Export growth is not a sectoral issue; it is the foundation of macro stability. Without it, all other reforms face severe limits.


2. State and SOE Reform: From Builder to Enabler

The Ethiopian state has been central to development—but its role must evolve. The next decade requires redefining the state from primary investor and borrower to regulator, coordinator, and disciplinarian.

Why This Is Urgent

State-owned enterprises (SOEs) dominate key sectors—energy, telecoms, logistics, finance—and carry significant explicit and implicit debt. Weak governance and soft budget constraints turn SOEs into fiscal and debt risks.

What Reform Requires

  • Clear separation of commercial and policy roles within SOEs

  • Performance-based governance with transparent financial reporting

  • Selective privatization and strategic partnerships, not blanket divestment

  • Hard budget constraints—no automatic bailouts

  • Competition policy to prevent private crowding-out

SOE reform is politically difficult but unavoidable. Without it, debt restructuring gains will be eroded and private sector growth constrained.


3. Financial Sector and Foreign Exchange Reform: Unlocking Capital Allocation

Ethiopia’s financial system has historically served state investment more than productive enterprise. This is incompatible with productivity-driven growth.

Why This Is Urgent

Efficient capital allocation is central to productivity. Credit rationing, directed lending, and FX controls distort incentives and prevent efficient firms from scaling.

What Reform Requires

  • Gradual liberalization of interest rates and credit allocation

  • Deepening financial markets, including capital markets and long-term finance

  • Foreign exchange reform that prioritizes export competitiveness and transparency

  • Strengthening banking supervision and risk management

Financial reform must be sequenced carefully to avoid instability—but delay perpetuates low productivity and rent-seeking.


4. Private Sector Empowerment and Competition Reform

Ethiopia cannot grow its way out of fragility through public investment alone.
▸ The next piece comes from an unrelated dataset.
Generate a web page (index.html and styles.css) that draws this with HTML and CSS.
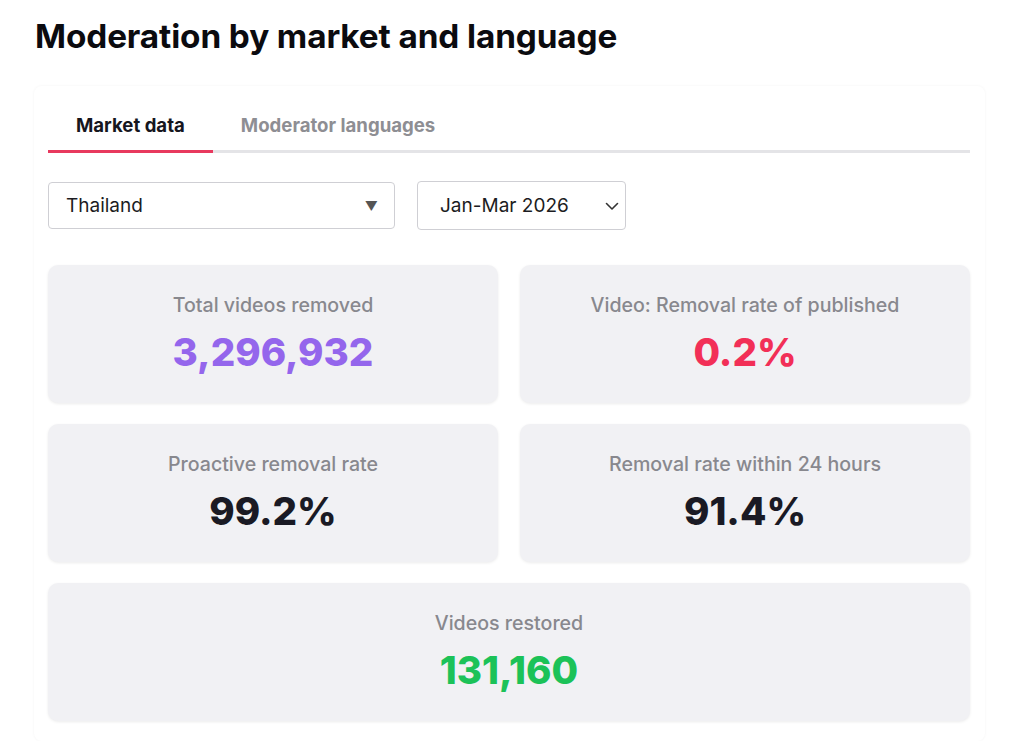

The next decade must be driven by productive private firms.

Why This Is Urgent

Employment, innovation, and export diversification depend on private enterprise. Yet Ethiopian firms face high entry barriers, limited finance, regulatory uncertainty, and uneven competition with SOEs.

What Reform Requires

  • Predictable, rules-based regulation rather than discretionary approvals

  • Competition policy enforcement to prevent monopolies and favoritism

  • Access to finance for SMEs and exporters

  • Land, licensing, and tax simplification

  • Legal certainty and contract enforcement

Private sector reform is not deregulation for its own sake; it is about enabling firms that raise productivity and absorb labor.


5. Human Capital and Skills Alignment: Productivity’s Human Foundation

Infrastructure and capital are useless without skills. Ethiopia’s demographic dividend will become a liability without productivity-enhancing human capital.

Why This Is Urgent

Education expansion has not translated into commensurate productivity gains. Employers cite skills mismatches, weak technical training, and limited managerial capacity.

What Reform Requires

  • Technical and vocational education aligned with industry needs

  • Firm-level training and apprenticeship systems

  • Management and entrepreneurship development

  • Digital skills and technology adoption

Human capital reform must focus on quality and relevance, not just access.
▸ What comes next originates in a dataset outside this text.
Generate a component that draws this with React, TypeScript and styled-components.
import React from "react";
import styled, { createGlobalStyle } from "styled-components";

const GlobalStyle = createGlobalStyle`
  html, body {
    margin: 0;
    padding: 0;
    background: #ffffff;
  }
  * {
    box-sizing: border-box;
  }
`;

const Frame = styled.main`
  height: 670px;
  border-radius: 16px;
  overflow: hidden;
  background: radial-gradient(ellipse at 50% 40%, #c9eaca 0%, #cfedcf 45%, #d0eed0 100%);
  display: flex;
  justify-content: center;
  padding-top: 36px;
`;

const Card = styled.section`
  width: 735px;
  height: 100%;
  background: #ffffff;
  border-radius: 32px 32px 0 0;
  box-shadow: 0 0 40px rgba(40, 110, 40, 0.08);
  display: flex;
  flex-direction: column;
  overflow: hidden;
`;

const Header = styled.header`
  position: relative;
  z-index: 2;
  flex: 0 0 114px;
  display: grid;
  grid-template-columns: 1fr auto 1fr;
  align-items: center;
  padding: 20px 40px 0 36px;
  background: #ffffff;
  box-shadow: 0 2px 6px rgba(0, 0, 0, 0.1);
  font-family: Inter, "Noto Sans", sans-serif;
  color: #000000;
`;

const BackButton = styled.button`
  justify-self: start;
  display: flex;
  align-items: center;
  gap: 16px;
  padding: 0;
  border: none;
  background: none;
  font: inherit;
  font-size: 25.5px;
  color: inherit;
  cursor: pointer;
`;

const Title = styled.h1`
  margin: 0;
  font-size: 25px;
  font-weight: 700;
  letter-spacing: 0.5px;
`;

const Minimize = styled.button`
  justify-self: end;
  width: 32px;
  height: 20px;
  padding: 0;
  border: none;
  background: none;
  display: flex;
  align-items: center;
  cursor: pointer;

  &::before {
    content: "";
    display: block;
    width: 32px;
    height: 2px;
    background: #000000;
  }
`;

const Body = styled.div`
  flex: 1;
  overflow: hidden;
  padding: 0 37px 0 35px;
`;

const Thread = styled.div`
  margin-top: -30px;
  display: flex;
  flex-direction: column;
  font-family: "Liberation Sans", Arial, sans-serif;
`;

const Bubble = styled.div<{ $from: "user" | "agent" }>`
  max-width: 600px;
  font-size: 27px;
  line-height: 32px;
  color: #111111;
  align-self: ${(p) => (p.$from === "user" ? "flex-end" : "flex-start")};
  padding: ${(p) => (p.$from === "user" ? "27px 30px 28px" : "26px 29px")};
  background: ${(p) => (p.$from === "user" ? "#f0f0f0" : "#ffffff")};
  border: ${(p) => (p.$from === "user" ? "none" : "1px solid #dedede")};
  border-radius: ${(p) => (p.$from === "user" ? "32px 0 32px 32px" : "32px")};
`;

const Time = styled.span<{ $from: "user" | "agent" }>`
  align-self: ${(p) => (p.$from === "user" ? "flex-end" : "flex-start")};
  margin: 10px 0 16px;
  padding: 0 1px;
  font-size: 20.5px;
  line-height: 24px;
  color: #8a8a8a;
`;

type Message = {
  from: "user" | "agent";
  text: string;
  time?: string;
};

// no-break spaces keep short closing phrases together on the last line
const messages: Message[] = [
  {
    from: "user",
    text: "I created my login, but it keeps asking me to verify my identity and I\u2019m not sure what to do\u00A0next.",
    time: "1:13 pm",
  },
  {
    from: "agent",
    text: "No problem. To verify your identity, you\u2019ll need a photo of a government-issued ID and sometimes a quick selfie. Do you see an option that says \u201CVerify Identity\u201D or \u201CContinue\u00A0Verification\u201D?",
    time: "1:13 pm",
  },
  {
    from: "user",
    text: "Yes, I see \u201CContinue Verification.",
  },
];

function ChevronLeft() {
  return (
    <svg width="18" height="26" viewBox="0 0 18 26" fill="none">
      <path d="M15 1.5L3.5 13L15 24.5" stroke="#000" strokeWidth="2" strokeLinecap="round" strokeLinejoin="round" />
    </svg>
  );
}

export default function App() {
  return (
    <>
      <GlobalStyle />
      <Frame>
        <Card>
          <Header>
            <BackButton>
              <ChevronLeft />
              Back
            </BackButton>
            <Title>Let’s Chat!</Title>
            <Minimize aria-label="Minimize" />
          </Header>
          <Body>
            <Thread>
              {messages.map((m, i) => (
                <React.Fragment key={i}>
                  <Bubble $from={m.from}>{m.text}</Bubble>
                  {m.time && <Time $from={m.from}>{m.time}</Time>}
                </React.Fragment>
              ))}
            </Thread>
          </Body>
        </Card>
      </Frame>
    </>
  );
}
6. Institutional and Governance Reform: The Enabling Backbone

All structural reforms depend on institutions that are credible, predictable, and trusted.

Why This Is Urgent

Policy inconsistency, weak enforcement, and politicized decision-making increase risk and discourage long-term investment. In a state-led system, institutional failure magnifies economic distortion.

What Reform Requires

  • Strengthening economic policy coordination

  • Reducing discretionary controls in favor of rules

  • Improving transparency in public finance and debt management

  • Judicial and regulatory capacity building

Institutions determine whether reforms endure or unravel.


Reform Sequencing: What Comes First?

While all reforms matter, sequencing is critical:

  1. Export and FX reform to stabilize the macroeconomy

  2. SOE and fiscal reform to contain risk and crowd-in private investment

  3. Financial and private sector reform to drive productivity

  4. Human capital reform to sustain gains

  5. Institutional consolidation to lock in credibility

Delaying export and SOE reform risks undermining all others.


Conclusion

Ethiopia’s next decade will not be defined by how much it builds, but by how well it uses what it has built. The most urgent structural reforms are those that convert infrastructure into productivity, debt into resilience, and population growth into opportunity.

Export capacity, SOE reform, financial reform, private sector empowerment, and institutional governance are not optional. They are the pillars upon which Ethiopia’s economic future rests.

The choice ahead is stark: transform now while adjustment is still manageable—or reform later under crisis conditions.